Aviation expert Bob Macintosh — a longtime investigator for the National Transportation Safety Board until his retirement — was extremely generous with his time and expertise. We’ve repaid Bob’s kindness by giving our fictional NTSB investigator a pivotal role in the action. (This might be an appropriate time to remind Bob and other readers of the standard fiction disclaimer: “Any resemblance between actual persons, living or dead, is purely coincidental…”)
Ace pilots (and good friends) Don Shreve, Rob Cherney, and Ed Dumas helped with details about airplanes, jets, and autopilots, and Jim Gerrish of Sierra Industries, Ltd. — the go-to company for performance-enhancing modifications for Cessna Citation jets — was patient, enlightening, and good-natured in response to countless questions about customizing our ill-fated fictional aircraft. On a grimmer but equally helpful front, search-and-rescue expert Kimberly Kelly offered helpful perspective on searching for fragmented remains of crash victims.

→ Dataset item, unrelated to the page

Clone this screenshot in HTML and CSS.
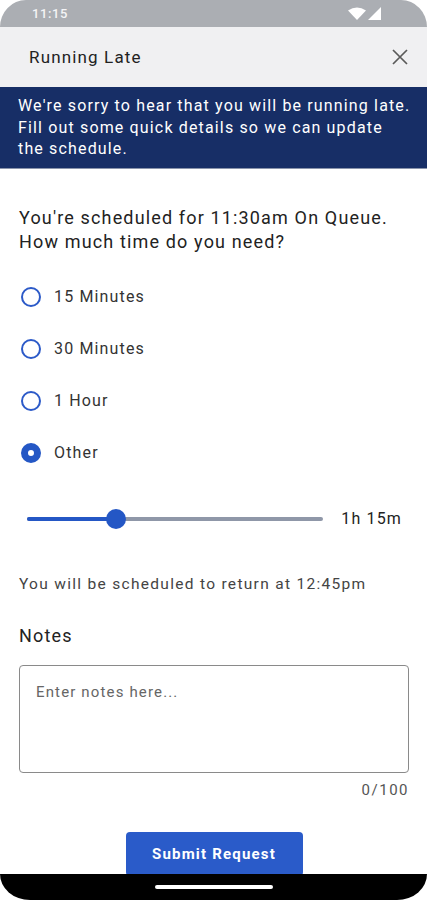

Many forensic-anthropologist friends and colleagues pitched in to share their expertise. Anthony Falsetti, Angi Christensen, and Elias Kontanis offered useful insights into the effects of high-speed crashes and fire on the human body. Robert Mann — who spent years identifying the remains of U.S. military personnel recovered from Southeast Asia — provided helpful perspective on the Vietnam War period of U.S. history. Samm Hurst gave useful entomological and meteorological information about San Diego and the nearby mountains.
Dr. Stephanie Blank, a gynecological oncologist and professor at New York University School of Medicine, provided helpful (and heartrending) details on the aggressive uterine cancer known as leiomyosarcoma; our thanks to her for helping us, and for helping women fight this and other merciless forms of cancer. Thanks also to Ellen Sullivan, communications director at the Society of Gynecologic Oncology, for the referral to Dr. Blank.
Our team at William Morrow Publishers — publishers Liate Stehlik and Lynn Grady, editor Lyssa Keusch, editorial assistant Rebecca Lucash, production editor Stephanie Vallejo, copyeditor Laurie McGee, cover designer Richard Aquan, publicist Danielle Bartlett, and marketing guru Kaitlin Harri — transformed ideas and words into a finished book: a book that people will actually hear about, read about, and even buy! We couldn’t be more grateful. Sincere thanks in that vein also to our agent, Giles Anderson, who has kept roofs over our heads and food on our tables for 13 years now.